Aunque tal vez si alguna bondadosa mano municipal ideara un siglo de éstos algún plan para reactivar la mortecina calle, casi moribunda a pesar de su paradójica vecindad con El Espolón, yo también me haría un favor a mí mismo y volvería sobre mis pasos sin nostalgia. Sólo para recordar al niño que fui y olvidar de paso aquel espanto, pero sobre todo para concederle una oportunidad a esa calle memorable como pocas para quien se destetó en las rondas por los bares de confianza pastoreado por sus mayores, iniciándose en el rito finisecular del pincho, la tapa, la banderilla y la cazuelita, por aquella memorable tríada de bares: Paco, La Chistera, Sergio…
Y también para que cuando me encuentre de nuevo con Chema Macua, mientras intento esquivar como puedo el sopor que domina tantas sesiones parlamentarias, pueda contestarle que sí: que ya he escrito sobre Ollerías. Y que ya estamos en paz.
En todos los sentidos.

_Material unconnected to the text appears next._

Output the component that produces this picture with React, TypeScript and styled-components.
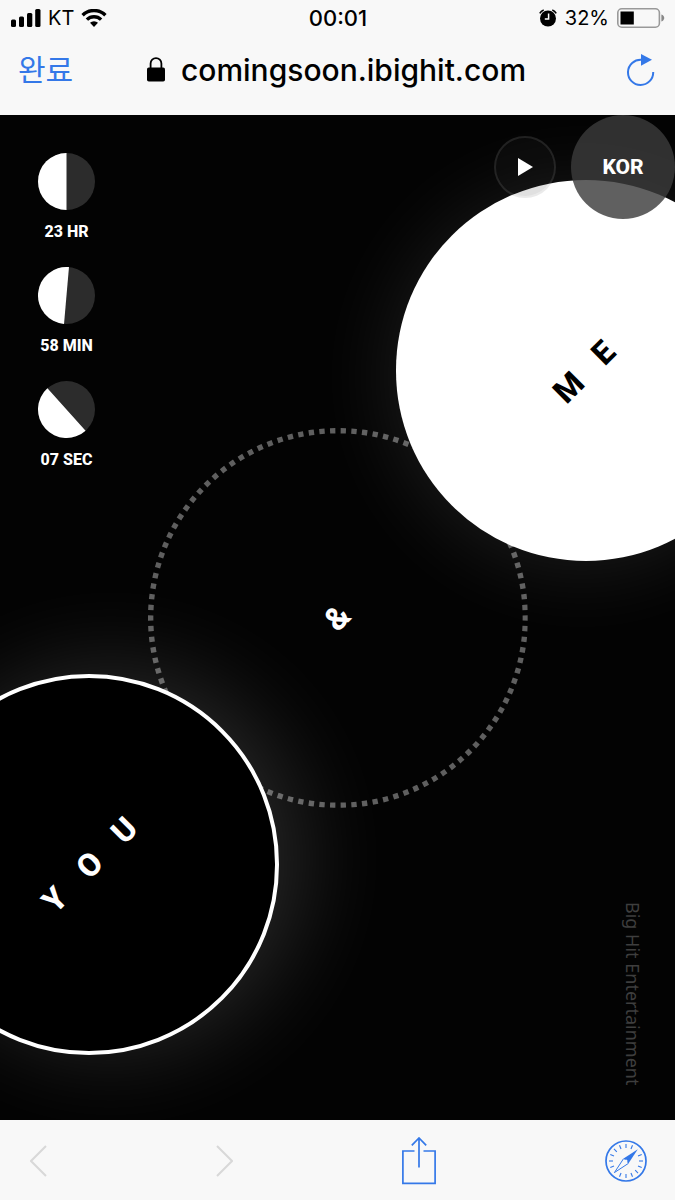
import React from "react";
import styled, { createGlobalStyle } from "styled-components";

const GlobalStyle = createGlobalStyle`
  *, *::before, *::after { box-sizing: border-box; }
  body { margin: 0; background: #f8f8f8; }
`;

const BLUE = "#3478e8";

const Page = styled.div`
  display: flex;
  flex-direction: column;
  min-height: 100vh;
  color: #000;
  font-family: Inter, "Noto Sans CJK KR", sans-serif;
`;

const Header = styled.header`
  background: #f8f8f8;
  padding-bottom: 12px;
`;

const StatusBar = styled.div`
  display: grid;
  grid-template-columns: 1fr auto 1fr;
  align-items: center;
  height: 36px;
  padding: 0 10px 0 11px;
  font-size: 20px;
  line-height: 24px;
`;

const StatusGroup = styled.div<{ $end?: boolean; $gap: number }>`
  display: flex;
  align-items: center;
  justify-content: ${(p) => (p.$end ? "flex-end" : "flex-start")};
  gap: ${(p) => p.$gap}px;
`;

const Clock = styled.time`
  font-size: 22px;
  font-weight: 500;
`;

const NavBar = styled.nav`
  display: grid;
  grid-template-columns: 1fr auto 1fr;
  align-items: center;
  height: 67px;
  padding: 0 20px 0 18px;
`;

const PlainButton = styled.button`
  display: flex;
  align-items: center;
  padding: 0;
  border: 0;
  background: none;
  color: ${BLUE};
  cursor: pointer;

  &:disabled { color: #d8d8d8; cursor: default; }
`;

const DoneButton = styled(PlainButton)`
  justify-self: start;
  font-family: "Noto Sans CJK KR", sans-serif;
  font-size: 30px;
  font-weight: 400;
  line-height: 40px;
  margin-bottom: 4px;
`;

const ReloadButton = styled(PlainButton)`
  justify-self: end;
`;

const Address = styled.div`
  display: flex;
  align-items: center;
  gap: 16px;
  font-size: 30px;
  font-weight: 500;
  line-height: 36px;
`;

const Stage = styled.main`
  position: relative;
  flex: 1;
  min-height: 800px;
  overflow: hidden;
  background: #030303;
  color: #fff;
  font-family: Roboto, sans-serif;
`;

const Orb = styled.section`
  position: absolute;
  display: flex;
  align-items: center;
  justify-content: center;
  width: 56.4%;
  aspect-ratio: 1;
  border-radius: 50%;
`;

const Orbit = styled(Orb)`
  top: 50%;
  left: 50%;
  transform: translate(-50%, -50%);
`;

const OrbitRing = styled.svg`
  position: absolute;
  inset: 0;
  width: 100%;
  height: 100%;
`;

const MeOrb = styled(Orb)`
  top: 65px;
  right: -15%;
  background: #fff;
  color: #000;
  box-shadow: -4px 6px 90px rgba(255, 255, 255, 0.11);
`;

const YouOrb = styled(Orb)`
  bottom: 65px;
  left: -15%;
  background: #000;
  border: 4px solid #fff;
  box-shadow: 22px -6px 100px rgba(255, 255, 255, 0.16);
`;

const OrbWord = styled.h2`
  display: flex;
  gap: 28px;
  margin: 0;
  font-size: 32px;
  font-weight: 800;
  line-height: 32px;
  transform: rotate(-45deg);
`;

const Letter = styled.span`
  width: 21px;
  display: flex;
  justify-content: center;
`;

const Countdown = styled.ul`
  position: relative;
  display: inline-flex;
  flex-direction: column;
  gap: 25px;
  margin: 38px 0 0 38px;
  padding: 0;
  list-style: none;
`;

const CountdownItem = styled.li`
  display: flex;
  flex-direction: column;
  align-items: center;
  gap: 11px;
  width: 57px;
  font-size: 16px;
  font-weight: 800;
  line-height: 21px;
  white-space: nowrap;
`;

const Controls = styled.div`
  position: absolute;
  top: 0;
  right: 0;
  display: flex;
  align-items: center;
  gap: 15px;
`;

const RoundButton = styled.button`
  display: flex;
  align-items: center;
  justify-content: center;
  padding: 0;
  border: 0;
  border-radius: 50%;
  color: #fff;
  cursor: pointer;
`;

const PlayButton = styled(RoundButton)`
  width: 62px;
  height: 62px;
  border: 2px solid rgba(150, 150, 150, 0.2);
  background: rgba(45, 45, 45, 0.15);
  background-clip: padding-box;
`;

const LanguageButton = styled(RoundButton)`
  width: 104px;
  height: 104px;
  background: rgba(59, 59, 59, 0.81);
  font-family: Roboto, sans-serif;
  font-size: 21px;
  font-weight: 800;
  line-height: 24px;
`;

const Credit = styled.p`
  position: absolute;
  right: 31px;
  bottom: 35px;
  margin: 0;
  writing-mode: vertical-rl;
  color: #3e3e3e;
  font-family: "Noto Sans", sans-serif;
  font-size: 18px;
  line-height: 22px;
`;

const Toolbar = styled.footer`
  display: flex;
  align-items: center;
  justify-content: space-between;
  height: 80px;
  padding: 2px 28px 0 30px;
  background: #f8f8f8;
`;

const Moon = ({ angle }: { angle: number }) => (
  <svg width="57" height="57" viewBox="0 0 57 57" aria-hidden="true">
    <circle cx="28.5" cy="28.5" r="28.5" fill="#2c2c2c" />
    <path d="M28.5 0a28.5 28.5 0 0 0 0 57z" fill="#fff" transform={`rotate(${angle} 28.5 28.5)`} />
  </svg>
);

const Word = ({ text }: { text: string }) => (
  <OrbWord>
    {text.split("").map((letter, i) => (
      <Letter key={i}>{letter}</Letter>
    ))}
  </OrbWord>
);

const SignalIcon = () => (
  <svg width="30" height="18" viewBox="0 0 30 18" aria-hidden="true">
    <rect x="0" y="10.5" width="5" height="7.5" rx="1.5" />
    <rect x="8" y="7.5" width="5" height="10.5" rx="1.5" />
    <rect x="16" y="4" width="5.3" height="14" rx="1.5" />
    <rect x="24.2" y="0" width="5.3" height="18" rx="1.5" />
  </svg>
);

const WifiIcon = () => (
  <svg width="26" height="18" viewBox="0 0 26 18" fill="none" stroke="#000" strokeWidth="3.4" aria-hidden="true">
    <path d="M1.6 6.2a16.2 16.2 0 0 1 22.8 0" />
    <path d="M5.9 10.6a10.1 10.1 0 0 1 14.2 0" />
    <path d="M13 18l-4-4.2a5.8 5.8 0 0 1 8 0z" fill="#000" stroke="none" />
  </svg>
);

const AlarmIcon = () => (
  <svg width="18" height="18" viewBox="0 0 18 18" aria-hidden="true">
    <circle cx="9" cy="9.5" r="8" />
    <path d="M.8 4.4A7 7 0 0 1 4.7 1M17.2 4.4A7 7 0 0 0 13.3 1" fill="none" stroke="#000" strokeWidth="1.6" />
    <path d="M9.6 4.6v5.3H5.8" fill="none" stroke="#fff" strokeWidth="1.5" />
  </svg>
);

const BatteryIcon = () => (
  <svg width="48" height="20" viewBox="0 0 48 20" aria-hidden="true">
    <rect x=".8" y=".8" width="41.6" height="18.4" rx="4" fill="none" stroke="#999" strokeWidth="1.6" />
    <rect x="3.5" y="3.5" width="13.3" height="13" />
    <path d="M44.4 6.5c3.8 1.2 3.8 5.8 0 7z" fill="#888" />
  </svg>
);

const LockIcon = () => (
  <svg width="18" height="25" viewBox="0 0 18 25" aria-hidden="true">
    <rect x="0" y="10.5" width="18" height="14" rx="1.8" />
    <path d="M3.6 11V6.5a5.4 5.4 0 0 1 10.8 0V11" fill="none" stroke="#000" strokeWidth="1.8" />
  </svg>
);

const ReloadIcon = () => (
  <svg width="28" height="32" viewBox="0 0 28 32" aria-hidden="true">
    <path d="M26.2 18A12.6 12.6 0 1 1 14.5 5.8" fill="none" stroke="currentColor" strokeWidth="2" />
    <path d="M14 0l11 5.8-11 6z" fill="currentColor" />
  </svg>
);

const ChevronIcon = ({ forward }: { forward?: boolean }) => (
  <svg width="17" height="32" viewBox="0 0 17 32" fill="none" stroke="currentColor" strokeWidth="2" aria-hidden="true">
    <path d={forward ? "M1 1l15 15L1 31" : "M16 1L1 16l15 15"} />
  </svg>
);

const ShareIcon = () => (
  <svg width="35" height="48" viewBox="0 0 35 48" fill="none" stroke="currentColor" strokeWidth="1.7" aria-hidden="true">
    <path d="M13.5 14H1.9v32.4h32.2V14H22.5M18 .9V30.5M10.8 8.3L18 1l7.2 7.3" />
  </svg>
);

const CompassIcon = () => (
  <svg width="42" height="42" viewBox="0 0 42 42" fill="none" stroke="currentColor" aria-hidden="true">
    <circle cx="21" cy="21" r="20" strokeWidth="1.7" />
    <g strokeWidth="1.1">
      {Array.from({ length: 16 }, (_, i) => i)
        .filter((i) => i !== 2 && i !== 10)
        .map((i) => (
          <path key={i} d="M21 4v4" transform={`rotate(${i * 22.5} 21 21)`} />
        ))}
    </g>
    <path d="M32.8 9.2L23.4 23.4l-4.8-4.8z" fill="currentColor" stroke="none" />
    <path d="M18.6 18.6L9.4 32.6l14-9.2" strokeWidth="1" />
    <circle cx="21" cy="21" r="1.5" fill="#f8f8f8" stroke="none" />
  </svg>
);

const phases = [
  { label: "23 HR", angle: 0 },
  { label: "58 MIN", angle: 5 },
  { label: "07 SEC", angle: -42 },
];

export default function App() {
  return (
    <Page>
      <GlobalStyle />
      <Header>
        <StatusBar>
          <StatusGroup $gap={7}>
            <SignalIcon />
            <span>KT</span>
            <WifiIcon />
          </StatusGroup>
          <Clock>00:01</Clock>
          <StatusGroup $end $gap={8}>
            <AlarmIcon />
            <span>32%</span>
            <BatteryIcon />
          </StatusGroup>
        </StatusBar>
        <NavBar>
          <DoneButton type="button">완료</DoneButton>
          <Address>
            <LockIcon />
            <span>comingsoon.ibighit.com</span>
          </Address>
          <ReloadButton type="button" aria-label="Reload">
            <ReloadIcon />
          </ReloadButton>
        </NavBar>
      </Header>

      <Stage>
        <Orbit>
          <OrbitRing viewBox="0 0 380 380" aria-hidden="true">
            <circle
              cx="190"
              cy="190"
              r="187"
              fill="none"
              stroke="#5f5f5f"
              strokeWidth="5.4"
              pathLength={220}
              strokeDasharray="1 1"
              strokeDashoffset="0.5"
            />
          </OrbitRing>
          <Word text="&" />
        </Orbit>
        <MeOrb>
          <Word text="ME" />
        </MeOrb>
        <YouOrb>
          <Word text="YOU" />
        </YouOrb>

        <Countdown>
          {phases.map((phase) => (
            <CountdownItem key={phase.label}>
              <Moon angle={phase.angle} />
              <span>{phase.label}</span>
            </CountdownItem>
          ))}
        </Countdown>

        <Controls>
          <PlayButton type="button" aria-label="Play">
            <svg width="15" height="18" viewBox="0 0 15 18" fill="#fff" aria-hidden="true">
              <path d="M0 0l15 9-15 9z" />
            </svg>
          </PlayButton>
          <LanguageButton type="button">KOR</LanguageButton>
        </Controls>

        <Credit>Big Hit Entertainment</Credit>
      </Stage>

      <Toolbar>
        <PlainButton type="button" aria-label="Back" disabled>
          <ChevronIcon />
        </PlainButton>
        <PlainButton type="button" aria-label="Forward" disabled>
          <ChevronIcon forward />
        </PlainButton>
        <PlainButton type="button" aria-label="Share">
          <ShareIcon />
        </PlainButton>
        <PlainButton type="button" aria-label="Open in Safari">
          <CompassIcon />
        </PlainButton>
      </Toolbar>
    </Page>
  );
}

También contra el terrorismo etarra.
P.D. Me cuentan quienes deambulan a diario por la calle San Juan, entre comunes lamentos por el mejorable aspecto que ofrece Ollerías, que la calle ha sido colonizada por ese hito tan logroñés: el merendedro, que ocupa varias bajeras. Lo cual me devuelve también a la infancia, porque cierto condiscípulo de los Maristas celebraba en uno de esos locales su cumpleaños: su familia poseía allí un almacén, que se empleaba para fiestas infantiles en la etapa anterior a la invención del célebre chiquipark. Por ahí recuerda Eduardo Gómez que caía la trasera del bar El Tercio, alojado en la calle San Juan, cuyo excusado hacía frontera con Ollerías, de manera que algún gracioso solía gastar a quienes allí se aliviaban la siguiente broma: aprovechaba que el cliente del lavabo se encontraba apoltronado en la taza para tirar de la cisterna de improsivo, con gran estrépito de risas y ofendidas quejas del agraviado. Porque hasta para esas cosas tenía gracia Ollerías.